>> START Available data
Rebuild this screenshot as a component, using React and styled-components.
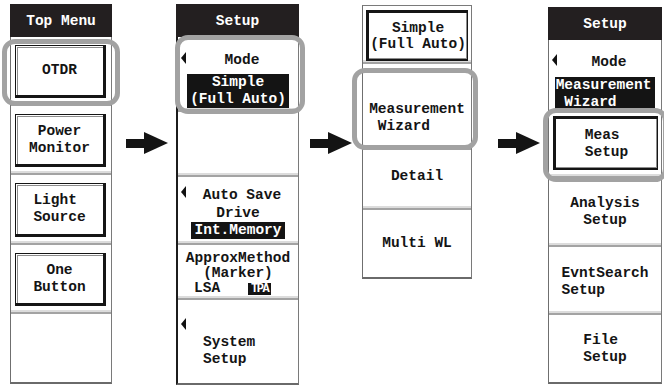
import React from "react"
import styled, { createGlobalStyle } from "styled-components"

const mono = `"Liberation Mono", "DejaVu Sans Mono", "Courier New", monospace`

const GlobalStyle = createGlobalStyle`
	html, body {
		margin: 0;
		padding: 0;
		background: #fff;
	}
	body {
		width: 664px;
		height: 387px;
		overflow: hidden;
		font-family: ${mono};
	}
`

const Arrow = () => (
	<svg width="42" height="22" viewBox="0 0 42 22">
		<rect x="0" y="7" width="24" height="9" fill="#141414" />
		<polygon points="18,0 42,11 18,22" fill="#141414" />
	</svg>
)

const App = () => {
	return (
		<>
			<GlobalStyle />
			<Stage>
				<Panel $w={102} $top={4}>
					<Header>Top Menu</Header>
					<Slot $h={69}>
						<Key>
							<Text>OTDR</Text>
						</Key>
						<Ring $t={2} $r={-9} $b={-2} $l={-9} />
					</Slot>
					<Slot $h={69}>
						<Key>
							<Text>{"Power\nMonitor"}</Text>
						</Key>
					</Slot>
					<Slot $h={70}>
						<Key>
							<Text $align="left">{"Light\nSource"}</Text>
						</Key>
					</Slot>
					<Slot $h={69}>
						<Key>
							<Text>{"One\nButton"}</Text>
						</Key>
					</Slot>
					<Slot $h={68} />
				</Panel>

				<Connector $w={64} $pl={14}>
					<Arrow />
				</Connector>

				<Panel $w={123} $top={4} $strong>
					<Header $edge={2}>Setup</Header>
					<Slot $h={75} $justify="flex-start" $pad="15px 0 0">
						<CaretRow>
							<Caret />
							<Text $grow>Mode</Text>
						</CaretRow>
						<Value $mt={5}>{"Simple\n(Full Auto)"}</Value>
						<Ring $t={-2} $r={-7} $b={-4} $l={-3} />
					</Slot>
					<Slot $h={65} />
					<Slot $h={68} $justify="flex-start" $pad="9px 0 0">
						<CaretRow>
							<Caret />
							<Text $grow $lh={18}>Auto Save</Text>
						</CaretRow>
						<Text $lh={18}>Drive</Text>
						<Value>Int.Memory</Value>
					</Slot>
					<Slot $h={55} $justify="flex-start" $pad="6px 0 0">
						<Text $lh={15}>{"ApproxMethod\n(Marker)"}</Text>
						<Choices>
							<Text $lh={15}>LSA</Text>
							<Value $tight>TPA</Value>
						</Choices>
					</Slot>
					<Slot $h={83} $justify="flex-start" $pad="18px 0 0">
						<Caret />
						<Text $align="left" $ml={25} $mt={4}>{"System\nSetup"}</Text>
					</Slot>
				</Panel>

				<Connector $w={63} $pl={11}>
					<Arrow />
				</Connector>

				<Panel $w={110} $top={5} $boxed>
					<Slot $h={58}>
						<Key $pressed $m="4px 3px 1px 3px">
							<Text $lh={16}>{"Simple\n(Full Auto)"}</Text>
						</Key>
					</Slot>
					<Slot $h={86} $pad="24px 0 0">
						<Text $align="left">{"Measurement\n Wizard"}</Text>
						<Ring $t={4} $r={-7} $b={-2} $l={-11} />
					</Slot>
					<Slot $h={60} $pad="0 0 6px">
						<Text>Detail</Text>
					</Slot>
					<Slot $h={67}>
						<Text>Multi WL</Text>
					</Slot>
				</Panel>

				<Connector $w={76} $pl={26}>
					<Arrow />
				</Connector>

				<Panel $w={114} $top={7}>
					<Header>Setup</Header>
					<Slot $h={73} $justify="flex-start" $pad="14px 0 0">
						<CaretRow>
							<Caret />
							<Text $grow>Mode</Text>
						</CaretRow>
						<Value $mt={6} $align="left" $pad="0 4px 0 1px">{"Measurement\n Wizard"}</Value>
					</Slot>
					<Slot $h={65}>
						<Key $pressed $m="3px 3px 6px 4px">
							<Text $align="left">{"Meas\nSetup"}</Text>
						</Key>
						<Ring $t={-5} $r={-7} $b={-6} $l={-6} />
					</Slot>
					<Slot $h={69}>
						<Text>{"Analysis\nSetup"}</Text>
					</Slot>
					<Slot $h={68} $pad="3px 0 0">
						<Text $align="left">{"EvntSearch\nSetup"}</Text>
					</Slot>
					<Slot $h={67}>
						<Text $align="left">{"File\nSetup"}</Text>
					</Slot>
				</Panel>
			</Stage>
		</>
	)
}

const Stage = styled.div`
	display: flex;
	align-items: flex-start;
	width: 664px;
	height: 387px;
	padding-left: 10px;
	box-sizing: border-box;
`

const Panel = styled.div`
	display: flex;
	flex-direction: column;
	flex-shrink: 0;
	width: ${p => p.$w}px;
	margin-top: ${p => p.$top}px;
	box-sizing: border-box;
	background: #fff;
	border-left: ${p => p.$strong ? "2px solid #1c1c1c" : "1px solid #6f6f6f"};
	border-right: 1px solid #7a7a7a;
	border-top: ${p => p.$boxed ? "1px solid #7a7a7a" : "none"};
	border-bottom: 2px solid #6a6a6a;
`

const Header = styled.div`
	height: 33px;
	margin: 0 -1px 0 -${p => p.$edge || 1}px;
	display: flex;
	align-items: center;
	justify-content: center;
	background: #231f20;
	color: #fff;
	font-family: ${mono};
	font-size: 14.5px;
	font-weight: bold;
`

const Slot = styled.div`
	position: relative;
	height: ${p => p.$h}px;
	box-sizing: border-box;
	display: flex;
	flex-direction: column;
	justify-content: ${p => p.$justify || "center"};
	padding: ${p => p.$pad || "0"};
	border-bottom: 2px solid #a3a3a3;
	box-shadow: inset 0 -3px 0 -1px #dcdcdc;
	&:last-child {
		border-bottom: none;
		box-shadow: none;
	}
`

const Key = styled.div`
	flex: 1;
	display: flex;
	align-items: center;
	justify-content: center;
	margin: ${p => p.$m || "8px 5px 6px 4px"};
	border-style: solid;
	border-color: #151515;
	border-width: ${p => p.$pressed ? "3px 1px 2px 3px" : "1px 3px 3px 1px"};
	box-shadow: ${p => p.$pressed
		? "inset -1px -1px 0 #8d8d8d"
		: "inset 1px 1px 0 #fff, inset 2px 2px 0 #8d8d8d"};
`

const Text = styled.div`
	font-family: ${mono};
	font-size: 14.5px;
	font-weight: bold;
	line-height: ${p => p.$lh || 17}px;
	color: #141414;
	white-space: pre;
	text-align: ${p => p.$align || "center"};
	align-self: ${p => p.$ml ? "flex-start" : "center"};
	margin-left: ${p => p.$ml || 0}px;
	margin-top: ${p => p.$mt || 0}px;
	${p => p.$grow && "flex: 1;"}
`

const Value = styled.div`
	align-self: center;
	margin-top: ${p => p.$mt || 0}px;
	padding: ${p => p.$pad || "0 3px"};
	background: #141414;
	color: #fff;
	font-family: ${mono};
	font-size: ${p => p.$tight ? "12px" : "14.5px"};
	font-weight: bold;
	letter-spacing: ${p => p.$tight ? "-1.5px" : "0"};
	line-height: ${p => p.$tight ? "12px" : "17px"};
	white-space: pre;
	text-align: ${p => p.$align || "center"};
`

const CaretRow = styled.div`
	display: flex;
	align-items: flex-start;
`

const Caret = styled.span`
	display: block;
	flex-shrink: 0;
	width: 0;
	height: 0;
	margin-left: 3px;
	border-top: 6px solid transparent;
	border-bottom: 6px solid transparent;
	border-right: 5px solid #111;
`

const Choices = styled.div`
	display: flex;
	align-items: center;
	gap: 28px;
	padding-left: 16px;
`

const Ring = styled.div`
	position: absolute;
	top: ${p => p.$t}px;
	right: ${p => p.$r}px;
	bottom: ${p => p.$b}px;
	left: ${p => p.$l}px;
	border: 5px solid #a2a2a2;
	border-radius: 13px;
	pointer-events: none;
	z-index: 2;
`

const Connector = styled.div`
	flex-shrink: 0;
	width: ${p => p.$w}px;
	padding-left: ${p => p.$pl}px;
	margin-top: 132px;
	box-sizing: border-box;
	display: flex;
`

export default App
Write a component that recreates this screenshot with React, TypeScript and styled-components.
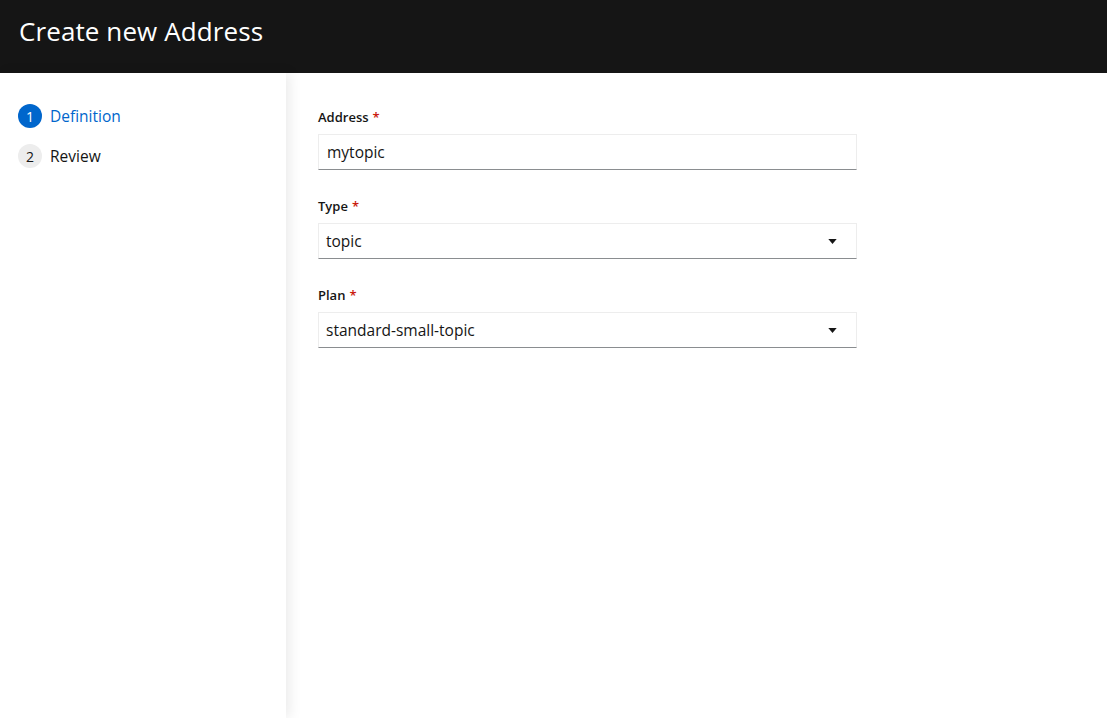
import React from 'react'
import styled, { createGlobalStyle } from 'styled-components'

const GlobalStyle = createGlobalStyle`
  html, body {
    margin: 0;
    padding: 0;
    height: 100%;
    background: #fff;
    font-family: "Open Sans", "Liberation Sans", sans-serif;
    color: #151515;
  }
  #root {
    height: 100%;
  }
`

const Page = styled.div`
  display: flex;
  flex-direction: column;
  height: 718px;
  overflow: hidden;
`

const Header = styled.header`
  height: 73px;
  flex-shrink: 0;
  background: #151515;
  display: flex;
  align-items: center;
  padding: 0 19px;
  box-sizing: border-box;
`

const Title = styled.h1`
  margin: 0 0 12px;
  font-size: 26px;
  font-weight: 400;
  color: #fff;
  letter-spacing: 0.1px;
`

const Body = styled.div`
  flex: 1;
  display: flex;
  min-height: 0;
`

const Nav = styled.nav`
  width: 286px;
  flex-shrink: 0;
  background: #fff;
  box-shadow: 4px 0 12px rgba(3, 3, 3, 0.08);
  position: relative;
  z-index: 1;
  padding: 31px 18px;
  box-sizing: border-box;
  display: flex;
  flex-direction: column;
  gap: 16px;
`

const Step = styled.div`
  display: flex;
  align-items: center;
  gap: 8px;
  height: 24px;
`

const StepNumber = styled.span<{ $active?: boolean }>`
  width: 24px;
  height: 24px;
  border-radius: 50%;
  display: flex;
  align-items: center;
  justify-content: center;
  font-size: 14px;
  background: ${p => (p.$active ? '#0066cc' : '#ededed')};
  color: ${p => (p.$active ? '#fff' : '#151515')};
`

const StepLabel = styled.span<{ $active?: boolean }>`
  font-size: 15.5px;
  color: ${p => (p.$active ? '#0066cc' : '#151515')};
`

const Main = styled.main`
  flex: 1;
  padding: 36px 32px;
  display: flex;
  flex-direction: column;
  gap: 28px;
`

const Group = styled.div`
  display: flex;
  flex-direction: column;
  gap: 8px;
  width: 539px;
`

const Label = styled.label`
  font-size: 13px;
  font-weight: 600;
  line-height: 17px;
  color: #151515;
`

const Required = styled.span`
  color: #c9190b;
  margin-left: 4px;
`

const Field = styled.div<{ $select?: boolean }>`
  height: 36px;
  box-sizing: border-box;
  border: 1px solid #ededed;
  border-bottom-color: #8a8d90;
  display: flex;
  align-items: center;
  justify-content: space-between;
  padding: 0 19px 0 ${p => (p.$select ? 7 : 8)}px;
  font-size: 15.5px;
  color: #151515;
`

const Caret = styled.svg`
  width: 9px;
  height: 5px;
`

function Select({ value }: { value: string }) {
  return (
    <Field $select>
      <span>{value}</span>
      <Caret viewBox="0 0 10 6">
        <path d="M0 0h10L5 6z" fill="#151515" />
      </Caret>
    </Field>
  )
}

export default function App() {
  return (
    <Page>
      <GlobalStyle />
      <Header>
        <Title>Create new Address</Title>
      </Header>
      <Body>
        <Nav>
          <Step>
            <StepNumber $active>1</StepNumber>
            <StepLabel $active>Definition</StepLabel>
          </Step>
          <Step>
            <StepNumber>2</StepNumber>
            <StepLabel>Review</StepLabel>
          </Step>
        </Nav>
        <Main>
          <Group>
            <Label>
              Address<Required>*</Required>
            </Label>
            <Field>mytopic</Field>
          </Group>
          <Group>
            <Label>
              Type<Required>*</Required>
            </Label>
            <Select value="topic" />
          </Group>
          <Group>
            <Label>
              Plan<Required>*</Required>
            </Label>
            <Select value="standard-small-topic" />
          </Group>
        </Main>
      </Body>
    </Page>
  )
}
>> END Available data
◆ **Your goal**: Where a line contains the string "this", extract that line.

◆ **The result**:
Rebuild this screenshot as a component, using React and styled-components.
Write a component that recreates this screenshot with React, TypeScript and styled-components.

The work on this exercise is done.